Internet class to link students in Palo Alto with Israeli peers

Rabbi Ari Cartun, spiritual leader of Congregation Etz Chayim in Palo Alto and the former executive director of Stanford Hillel, is one of three instructors for the class held at the Albert L. Schultz Jewish Community Center in Palo Alto.

The other two teachers will be Barry Katz, a philosopher and professor of humanities and design at Oakland's California College of Arts and Crafts, and Deborah Trilling, an artist and art historian.

The eight-session class, which begins Tuesday, Oct. 20, is being offered through Lehrhaus Judaica.

Linda Brownstein, a member of the Jewish Community Federation's overseas committee and the Triangles of Learning task force, spearheaded the project, which was funded by a $100,000 grant to Tel Aviv-based Alma Hebrew College, which will manage the program. Half the grant came from the overseas committee of the S.F.-based Jewish Community Federation, and the other half came from an anonymous donor through the federation's Jewish Community Endowment Fund.

The program, she said, was created with two goals in mind: to "build living bridges" to improve communication and understanding between Jews here and in Israel, and to learn from Jewish texts.

"This is the kind of program where we can rediscover and reinterpret Jewish texts and make it relevant to the way we live today and regain our connection to Israel," Brownstein said. "We wanted to make this happen at a grassroots level with a new model."

Brownstein credits Ruth Calderon, director of Alma Hebrew College, for developing the program's concept. Calderon is well known in Israel for her programs in which secular Israeli Jews study the Talmud and the Torah in a modern context. Calderon is also part of the Amuta, the federation's volunteer committee in northern Israel.

Cartun said the eight-session course will focus on the concept of makom, the Hebrew word for "place." Some of the topics include moving from place to place, such as immigrating or making aliyah; creation of the world; personal and inner space; virtual space; making a place for God and creating sacred places.

Each class will begin with a presentation of the texts. Then students will break up into groups of two to study and discuss readings and lectures in the traditional style of yeshiva scholars.

Each team of two will be paired with a team of two in Tel Aviv and in northern Israel.

Through this setup, the six overseas study partners will communicate in two ways. They will "talk" via e-mail, and they will visit a Triangles of Learning Web page, where instructors from all three locations will provide additional readings, questions and exercises. The students will then use e-mail to go over what they learned in class and the answers to the questions posted on the Web site.
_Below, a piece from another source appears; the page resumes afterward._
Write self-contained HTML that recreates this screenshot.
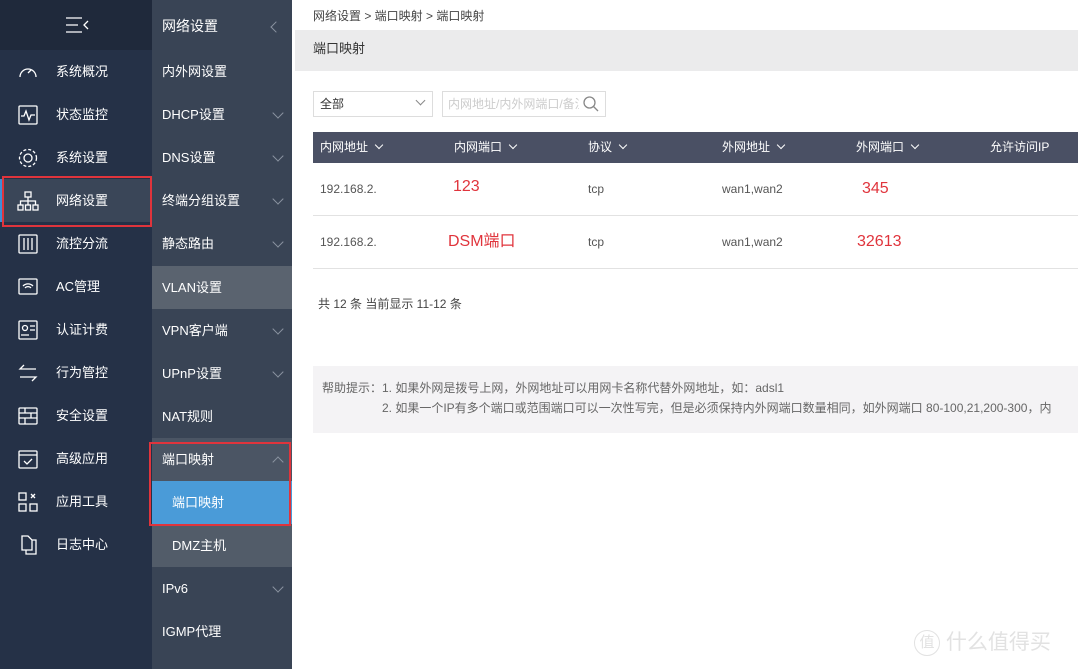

Because of the 10-hour time difference, the California and Israeli students will rarely be online at the same time. To help bridge the gap and foster ties, photos and short biographies of each student will be included on the Web site.

In addition, Cartun said one class session will feature a video conferencing session that will take place in "real time" and allow for more direct communication.

The program's coordinators and instructors in the Bay Area and at the two Israel sites expect to enroll students from diverse backgrounds with varying levels of Jewish education.

Lynn Simon, director of special projects at Lehrhaus Judaica, said that she plans to assemble a varied class in terms of gender, age, ethnicity, religious background and affiliation.

"I want as diverse a group as possible because one of the objectives of the program is to make Jewish texts, both classic and modern, available and relevant to all participants regardless of their religious affiliation or beliefs," she said.

Prerequisites for the Palo Alto class include access to the Internet and a commitment to attend all of the classes and participate in the activities.

If this pilot program is a success, Triangles of Learning will expand to more Bay Area locations.

Students taking the class in Israel must be able to communicate in English and be familiar with using a computer, said Hadar (Heather) Harris, coordinator of the Triangles of Learning program and a member of Amuta.

After growing up in Hillsborough and living in San Francisco, Harris made aliyah a year and a half ago and lives in Jerusalem.

While the core texts are in Hebrew and English, the language chosen for the Internet discussion is English. Harris said the decision was made so that the Bay Area students could participate fully.

Harris is looking forward to finding out how the mix of students in the three locations will bond through the Internet.

"It's a very dynamic triangle in terms of place and cultural backgrounds," Harris said. "Up in the north we have a very diverse group — mostly kibbutzniks. In Tel Aviv the class could consist of yuppies and in Palo Alto it could be anyone — Silicon Valley people or Israelis who work in the Valley.

"The Tel Aviv participants may feel closer to the their Palo Alto partners than their upper Galil partners. Just because two points are Israeli doesn't mean they'll think alike."